Go through the material below and copy each line where the word "React" appears.
─── INFORMATION SUPPLIED
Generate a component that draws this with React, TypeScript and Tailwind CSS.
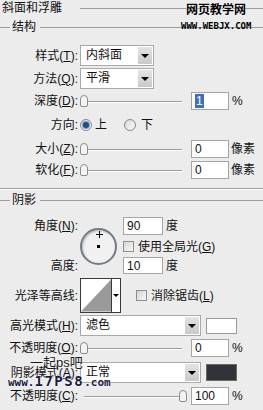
import React from "react";

const FONT = "font-['Liberation_Sans','Noto_Sans_CJK_SC',sans-serif]";

function Label({ children }: { children: React.ReactNode }) {
  return <div className="w-[78px] shrink-0 whitespace-nowrap text-right">{children}</div>;
}

function U({ children }: { children: React.ReactNode }) {
  return <span className="underline underline-offset-[1px]">{children}</span>;
}

function Arrow() {
  return <div className="h-0 w-0 border-l-[4px] border-r-[4px] border-t-[4px] border-l-transparent border-r-transparent border-t-black" />;
}

function Select({ value, wide }: { value: string; wide?: boolean }) {
  return (
    <div className={wide ? "ml-[2px] flex h-[21px] w-[121px] border border-[#a9a9a9] bg-white" : "ml-[2px] flex h-[21px] w-[74px] border border-[#a9a9a9] bg-white"}>
      <div className="flex-1 pl-[5px] leading-[19px]">{value}</div>
      <div className="m-[1px] flex w-[14px] items-center justify-center bg-gradient-to-b from-[#e4e4e4] to-[#c9c9c9]">
        <Arrow />
      </div>
    </div>
  );
}

function Field({ value, sel }: { value: string; sel?: boolean }) {
  return (
    <div className="flex h-[18px] w-[38px] items-center border border-[#a5a5a5] bg-white pl-[3px]">
      {sel ? <span className="bg-[#3d6fc4] px-[1px] leading-[14px] text-white">{value}</span> : <span className="leading-[14px]">{value}</span>}
    </div>
  );
}

function Slider({ end }: { end?: boolean }) {
  return (
    <div className="relative ml-[2px] h-[14px] w-[106px] shrink-0">
      <div className="absolute left-[4px] right-[4px] top-[7px] h-px bg-[#9c9c9c]" />
      <div className="absolute left-[4px] right-[4px] top-[8px] h-px bg-white" />
      <div className={end ? "absolute left-[99px] top-[1px] h-[12px] w-[8px] rounded-t-[4px] rounded-b-[2px] border border-[#8c8c8c] bg-[#f3f3f3]" : "absolute left-0 top-[1px] h-[12px] w-[8px] rounded-t-[4px] rounded-b-[2px] border border-[#8c8c8c] bg-[#f3f3f3]"} />
    </div>
  );
}

function Check() {
  return <div className="h-[11px] w-[11px] shrink-0 border border-[#8e8e8e] bg-gradient-to-br from-[#d6d6d6] to-[#f7f7f7]" />;
}

function Radio({ on }: { on?: boolean }) {
  return (
    <div className="flex h-[12px] w-[12px] shrink-0 items-center justify-center rounded-full border border-[#7f8a96] bg-gradient-to-br from-[#d8d8d8] to-[#fafafa]">
      {on && <div className="h-[6px] w-[6px] rounded-full bg-[#1f4e80] ring-1 ring-[#7fa6cc]" />}
    </div>
  );
}

function Legend({ text }: { text: string }) {
  return (
    <div className="flex h-[16px] items-center">
      <div className="h-px w-[10px] bg-[#9d9d9d]" />
      <div className="ml-[2px] w-[28px] leading-[16px]">{text}</div>
      <div className="h-px flex-1 bg-[#9d9d9d]" />
    </div>
  );
}

export default function App() {
  return (
    <div className={`relative h-[410px] w-[263px] overflow-hidden bg-[#ececec] text-[12px] text-[#111] ${FONT}`}>
      <div className="flex h-[16px] items-center">
        <div className="ml-[2px] leading-[16px]">斜面和浮雕</div>
        <div className="ml-[18px] h-px flex-1 bg-[#9d9d9d]" />
      </div>

      <div className="mt-[3px]">
        <Legend text="结构" />
      </div>

      <div className="mt-[10px] flex h-[21px] items-center">
        <Label>样式(<U>T</U>):</Label>
        <Select value="内斜面" />
      </div>
      <div className="mt-[2px] flex h-[21px] items-center">
        <Label>方法(<U>Q</U>):</Label>
        <Select value="平滑" />
      </div>

      <div className="mt-[3px] flex h-[18px] items-center">
        <Label>深度(<U>D</U>):</Label>
        <Slider />
        <div className="ml-[5px]"><Field value="1" sel /></div>
        <div className="ml-[3px]">%</div>
      </div>

      <div className="mt-[7px] flex h-[16px] items-center">
        <Label>方向:</Label>
        <div className="ml-[2px]"><Radio on /></div>
        <div className="ml-[3px]">上</div>
        <div className="ml-[17px]"><Radio /></div>
        <div className="ml-[5px]">下</div>
      </div>

      <div className="mt-[7px] flex h-[18px] items-center">
        <Label>大小(<U>Z</U>):</Label>
        <Slider />
        <div className="ml-[5px]"><Field value="0" /></div>
        <div className="ml-[2px]">像素</div>
      </div>
      <div className="mt-[3px] flex h-[18px] items-center">
        <Label>软化(<U>F</U>):</Label>
        <Slider />
        <div className="ml-[5px]"><Field value="0" /></div>
        <div className="ml-[2px]">像素</div>
      </div>

      <div className="mt-[9px] h-px bg-[#9d9d9d]" />
      <div className="h-px bg-white" />

      <div className="mt-[2px]">
        <Legend text="阴影" />
      </div>

      <div className="mt-[9px] flex">
        <div className="w-[78px] shrink-0 whitespace-nowrap text-right">
          <div className="h-[18px] leading-[18px]">角度(<U>N</U>):</div>
          <div className="mt-[22px] h-[18px] leading-[18px]">高度:</div>
        </div>
        <div className="relative ml-[2px] mt-[11px] h-[37px] w-[37px] rounded-full border-2 border-[#737b84] bg-[#f1f1f1] shadow-[inset_1px_1px_2px_rgba(0,0,0,0.25)]">
          <div className="absolute left-[14px] top-[4px] h-px w-[7px] bg-black" />
          <div className="absolute left-[17px] top-[1px] h-[7px] w-px bg-black" />
          <div className="absolute left-[15px] top-[15px] h-[3px] w-[3px] bg-black" />
        </div>
        <div className="ml-[6px]">
          <div className="flex h-[18px] items-center">
            <div className="flex h-[18px] w-[40px] items-center border border-[#a5a5a5] bg-white pl-[3px]">90</div>
            <div className="ml-[3px]">度</div>
          </div>
          <div className="mt-[6px] flex h-[11px] items-center">
            <Check />
            <div className="ml-[4px] whitespace-nowrap">使用全局光(<U>G</U>)</div>
          </div>
          <div className="mt-[5px] flex h-[17px] items-center">
            <div className="flex h-[17px] w-[40px] items-center border border-[#a5a5a5] bg-white pl-[3px]">10</div>
            <div className="ml-[3px]">度</div>
          </div>
        </div>
      </div>

      <div className="mt-[3px] flex h-[35px] items-center">
        <div className="w-[78px] shrink-0 text-right">光泽等高线:</div>
        <div className="ml-[2px] flex h-[35px] w-[41px] border border-[#3a3a3a] bg-white">
          <svg width="31" height="33" viewBox="0 0 31 33" className="border-r border-[#3a3a3a]">
            <polygon points="0,33 31,0 31,33" fill="#9a9a9a" />
          </svg>
          <div className="flex flex-1 items-center justify-center">
            <div className="h-0 w-0 border-l-[3px] border-r-[3px] border-t-[3px] border-l-transparent border-r-transparent border-t-black" />
          </div>
        </div>
        <div className="ml-[15px]"><Check /></div>
        <div className="ml-[4px] whitespace-nowrap">消除锯齿(<U>L</U>)</div>
      </div>

      <div className="mt-[2px] flex h-[21px] items-center">
        <Label>高光模式(<U>H</U>):</Label>
        <Select value="滤色" wide />
        <div className="ml-[5px] h-[16px] w-[31px] border border-[#9a9a9a] bg-white" />
      </div>

      <div className="mt-[3px] flex h-[18px] items-center">
        <Label>不透明度(<U>O</U>):</Label>
        <Slider />
        <div className="ml-[5px]"><Field value="0" /></div>
        <div className="ml-[3px]">%</div>
      </div>

      <div className="mt-[5px] flex h-[21px] items-center">
        <Label>阴影模式(<U>A</U>):</Label>
        <Select value="正常" wide />
        <div className="ml-[5px] h-[17px] w-[31px] border border-[#6a6a6a] bg-[#2f3236]" />
      </div>

      <div className="mt-[3px] flex h-[19px] items-center">
        <Label>不透明度(<U>C</U>):</Label>
        <Slider end />
        <div className="ml-[5px]"><Field value="100" /></div>
        <div className="ml-[3px]">%</div>
      </div>

      <div className="absolute left-[186px] top-[4px] text-[12px] font-bold leading-[13px] text-black [text-shadow:0_0_2px_white]">网页教学网</div>
      <div className="absolute left-[181px] top-[22px] font-['DejaVu_Sans_Mono',monospace] text-[9px] font-bold leading-[9px] text-black">WWW.WEBJX.COM</div>

      <div className="absolute left-[30px] top-[356px] text-[13px] leading-[14px] text-[#1b1b1b] [text-shadow:0_0_2px_white]">一起ps吧</div>
      <div className="absolute left-[8px] top-[374px] flex items-end font-['DejaVu_Sans_Mono',monospace] font-bold leading-none text-[#1c1c3c] [text-shadow:0_0_1px_white,0_0_2px_white]">
        <span className="text-[11px]">www.</span>
        <span className="text-[14px] tracking-[1.5px]">17PS8</span>
        <span className="text-[11px]">.com</span>
      </div>
    </div>
  );
}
──────
- **EXPECTED OUTPUT**:
Generate a component that draws this with React, TypeScript and Tailwind CSS.
import React from "react";
function Label({ children }: { children: React.ReactNode }) {
function U({ children }: { children: React.ReactNode }) {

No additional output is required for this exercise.